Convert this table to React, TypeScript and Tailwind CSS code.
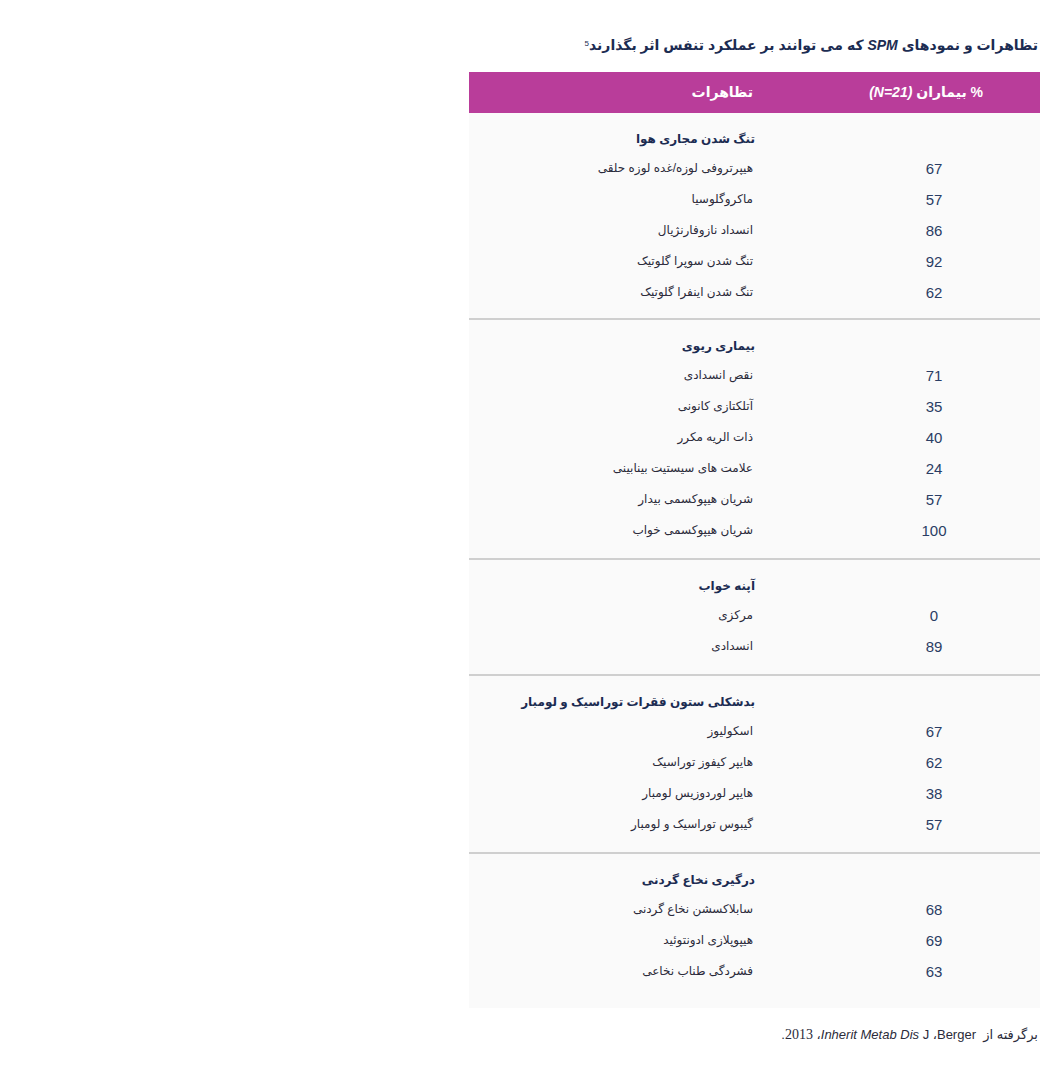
import React from "react";

type Row = { label: string; value: string };
type Section = { title: string; rows: Row[] };

const sections: Section[] = [
  {
    title: "تنگ شدن مجاری هوا",
    rows: [
      { label: "هیپرتروفی لوزه/غده لوزه حلقی", value: "67" },
      { label: "ماکروگلوسیا", value: "57" },
      { label: "انسداد نازوفارنژیال", value: "86" },
      { label: "تنگ شدن سوپرا گلوتیک", value: "92" },
      { label: "تنگ شدن اینفرا گلوتیک", value: "62" },
    ],
  },
  {
    title: "بیماری ریوی",
    rows: [
      { label: "نقص انسدادی", value: "71" },
      { label: "آتلکتازی کانونی", value: "35" },
      { label: "ذات الریه مکرر", value: "40" },
      { label: "علامت های سیستیت بینابینی", value: "24" },
      { label: "شریان هیپوکسمی بیدار", value: "57" },
      { label: "شریان هیپوکسمی خواب", value: "100" },
    ],
  },
  {
    title: "آپنه خواب",
    rows: [
      { label: "مرکزی", value: "0" },
      { label: "انسدادی", value: "89" },
    ],
  },
  {
    title: "بدشکلی ستون فقرات توراسیک و لومبار",
    rows: [
      { label: "اسکولیوز", value: "67" },
      { label: "هایپر کیفوز توراسیک", value: "62" },
      { label: "هایپر لوردوزیس لومبار", value: "38" },
      { label: "گیبوس توراسیک و لومبار", value: "57" },
    ],
  },
  {
    title: "درگیری نخاع گردنی",
    rows: [
      { label: "سابلاکسشن نخاع گردنی", value: "68" },
      { label: "هیپوپلازی ادونتوئید", value: "69" },
      { label: "فشردگی طناب نخاعی", value: "63" },
    ],
  },
];

export default function App() {
  return (
    <div
      dir="rtl"
      className="min-h-screen w-[1042px] bg-white pr-[2px] pt-[33px] text-[#1c2c52]"
      style={{ fontFamily: '"Liberation Sans", "DejaVu Sans", sans-serif' }}
    >
      <h1 className="h-[24px] pr-[2px] text-[14px] font-bold leading-[24px]">
        تظاهرات و نمودهای <span className="italic">SPM</span> که می توانند بر
        عملکرد تنفس اثر بگذارند
        <sup className="text-[8px] font-normal">5</sup>
      </h1>

      <div className="mt-[15px] w-[571px]">
        {/* header */}
        <div className="flex h-[41px] items-center bg-[#b93d9a] text-[14px] font-bold text-white">
          <div className="w-[275px] pr-[57px]">
            % بیماران <span className="italic">(N=21)</span>
          </div>
          <div className="pr-[12px]">تظاهرات</div>
        </div>

        {/* body */}
        <div className="bg-[#fafafa]">
          {sections.map((section, i) => (
            <div
              key={section.title}
              className={`pt-[11px] ${
                i === sections.length - 1
                  ? "pb-[20px]"
                  : i === 0
                  ? "border-b-2 border-[#cfcfcf] pb-[9px]"
                  : "border-b-2 border-[#cfcfcf] pb-[11px]"
              }`}
            >
              <div className="flex h-[30px] items-center">
                <div className="w-[275px]" />
                <div className="pr-[10px] text-[12px] font-bold">
                  {section.title}
                </div>
              </div>
              {section.rows.map((row) => (
                <div key={row.label} className="flex h-[31px] items-center">
                  <div className="w-[275px] pr-[80px]">
                    <div className="w-[52px] text-center text-[15px] text-[#2a3d64]">
                      {row.value}
                    </div>
                  </div>
                  <div className="-mt-[3px] pr-[12px] text-[12px] text-[#2b2b3a]">
                    {row.label}
                  </div>
                </div>
              ))}
            </div>
          ))}
        </div>
      </div>

      <p className="mt-[16px] pr-[2px] text-[13px] text-[#2b2b3a]">
        برگرفته از&nbsp; <bdi>Berger</bdi>، <bdi>J</bdi>{" "}
        <bdi className="italic">Inherit Metab Dis</bdi>،{" "}
        <bdi
          className="text-[14px]"
          style={{ fontFamily: '"Liberation Serif", serif' }}
        >
          2013
        </bdi>
        .
      </p>
    </div>
  );
}
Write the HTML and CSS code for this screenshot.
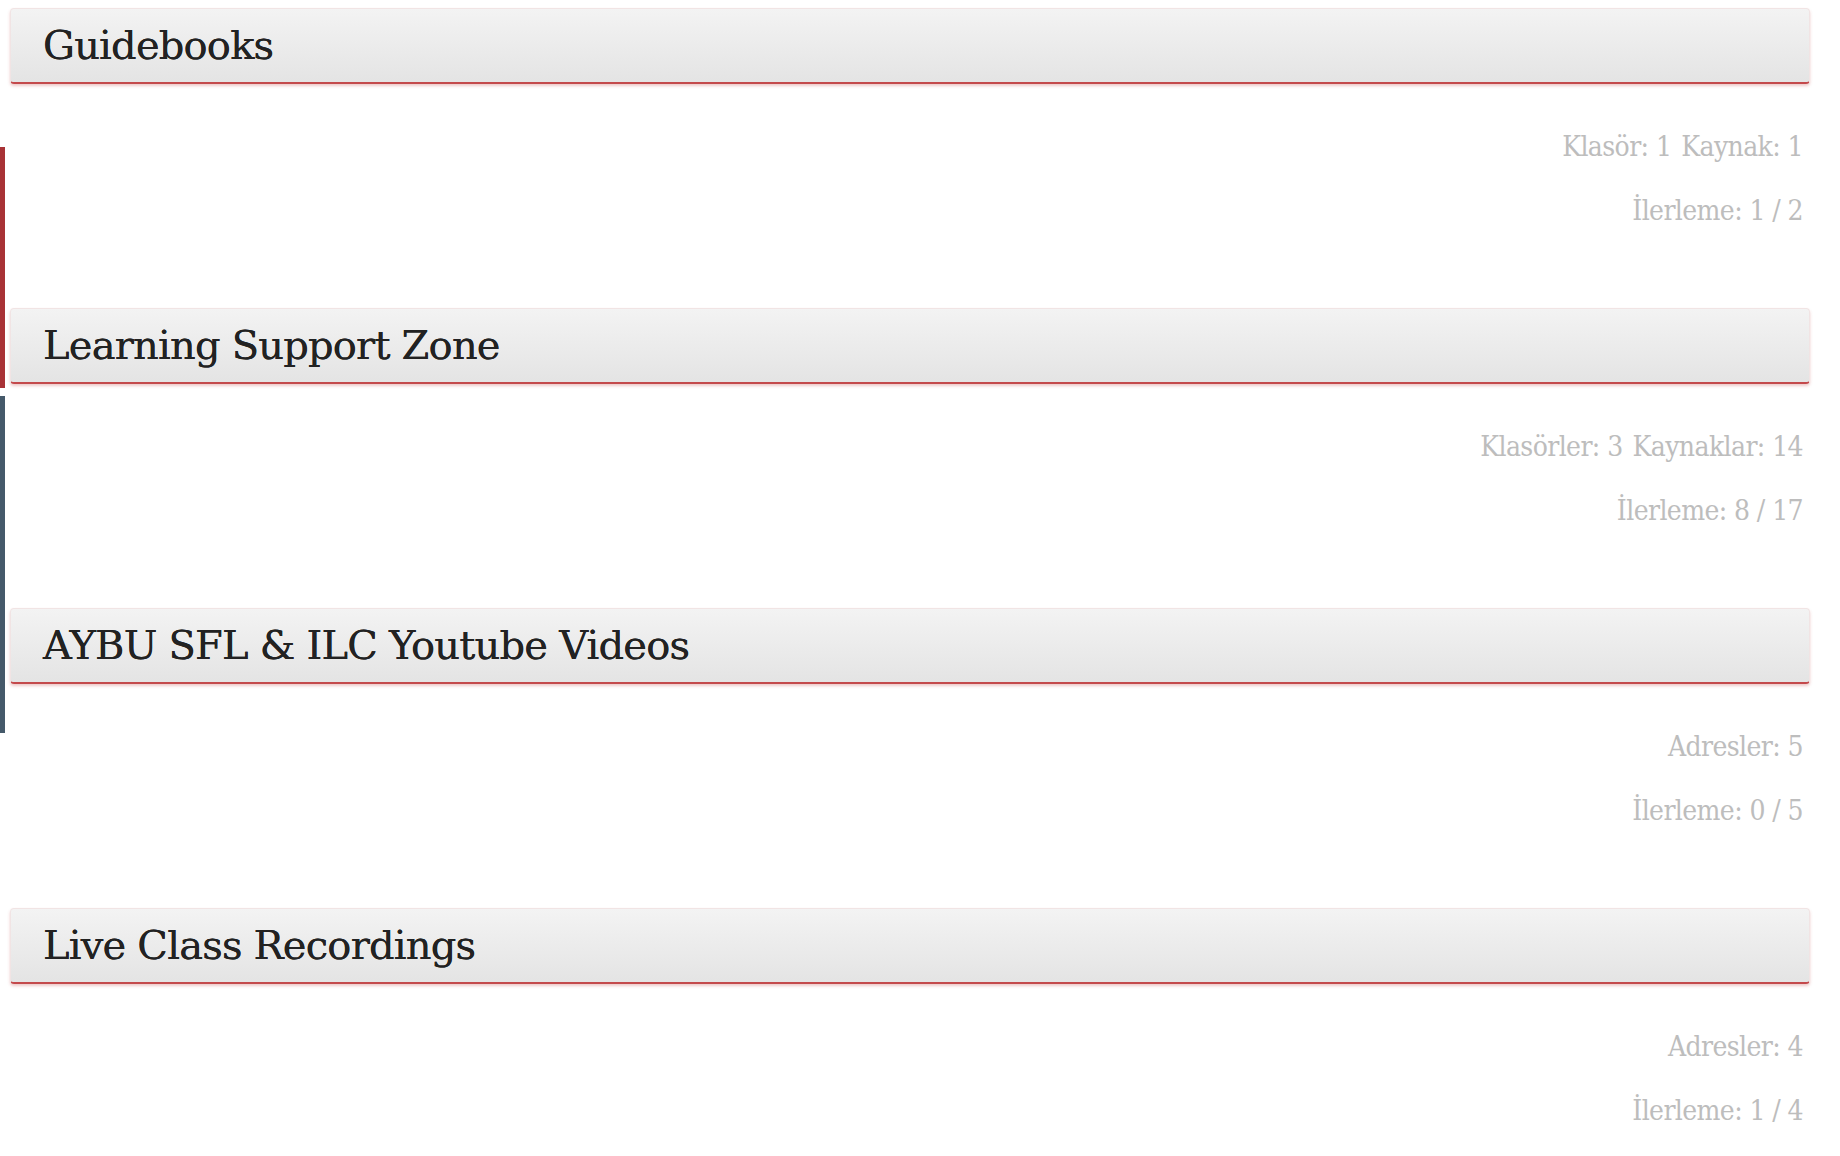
FILE: index.html
```html
<!DOCTYPE html>
<html lang="tr">
<head>
<meta charset="utf-8">
<title>Kaynaklar</title>
<link rel="stylesheet" href="styles.css">
</head>
<body>
<div class="rail rail-red"></div>
<div class="rail rail-slate"></div>
<main class="list">
  <section class="group">
    <h2 class="group-head">Guidebooks</h2>
    <div class="meta">
      <div class="meta-line"><span>Klasör: 1</span><span>Kaynak: 1</span></div>
      <div class="meta-line"><span>İlerleme: 1 / 2</span></div>
    </div>
  </section>
  <section class="group">
    <h2 class="group-head">Learning Support Zone</h2>
    <div class="meta">
      <div class="meta-line"><span>Klasörler: 3</span><span>Kaynaklar: 14</span></div>
      <div class="meta-line"><span>İlerleme: 8 / 17</span></div>
    </div>
  </section>
  <section class="group">
    <h2 class="group-head">AYBU SFL &amp; ILC Youtube Videos</h2>
    <div class="meta">
      <div class="meta-line"><span>Adresler: 5</span></div>
      <div class="meta-line"><span>İlerleme: 0 / 5</span></div>
    </div>
  </section>
  <section class="group">
    <h2 class="group-head">Live Class Recordings</h2>
    <div class="meta">
      <div class="meta-line"><span>Adresler: 4</span></div>
      <div class="meta-line"><span>İlerleme: 1 / 4</span></div>
    </div>
  </section>
</main>
</body>
</html>
```
FILE: styles.css
```css
html, body {
  margin: 0;
  padding: 0;
  background: #ffffff;
}
body {
  font-family: "DejaVu Serif Condensed", "DejaVu Serif", serif;
  position: relative;
  min-height: 1156px;
}
.rail {
  position: absolute;
  left: 0;
  width: 5px;
}
.rail-red {
  top: 147px;
  height: 241px;
  background: #a83236;
}
.rail-slate {
  top: 396px;
  height: 337px;
  background: #45596a;
}
.list {
  padding: 8px 30px 0 10px;
  display: flex;
  flex-direction: column;
}
.group {
  display: flex;
  flex-direction: column;
  margin-bottom: 66px;
}
.group-head {
  margin: 0;
  height: 76px;
  box-sizing: border-box;
  display: flex;
  align-items: center;
  padding: 0 0 2px 32px;
  font-family: "DejaVu Serif", serif;
  font-size: 40px;
  font-weight: normal;
  letter-spacing: -0.8px;
  color: #222222;
  text-shadow: 0 0 0.6px #222222;
  background: linear-gradient(to bottom, #f3f3f3 0%, #e4e4e4 100%);
  border: 1px solid #f1e4e4;
  border-bottom: 2px solid #c44a4c;
  border-radius: 4px;
  box-shadow: 0 2px 3px rgba(200, 80, 80, 0.3);
}
.meta {
  padding: 30px 7px 0 0;
  display: flex;
  flex-direction: column;
  align-items: flex-end;
}
.meta-line {
  height: 64px;
  display: flex;
  align-items: center;
  gap: 10px;
  font-size: 28px;
  color: #bdbdbd;
  letter-spacing: -0.6px;
}
```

☆ ☆ ☆

Problem: Please extract exactly the lines of the data, from the first through the line containing "string; rows: Row[]", and add no pictures to the copy.

The completed task:
Convert this table to React, TypeScript and Tailwind CSS code.
import React from "react";

type Row = { label: string; value: string };
type Section = { title: string; rows: Row[] };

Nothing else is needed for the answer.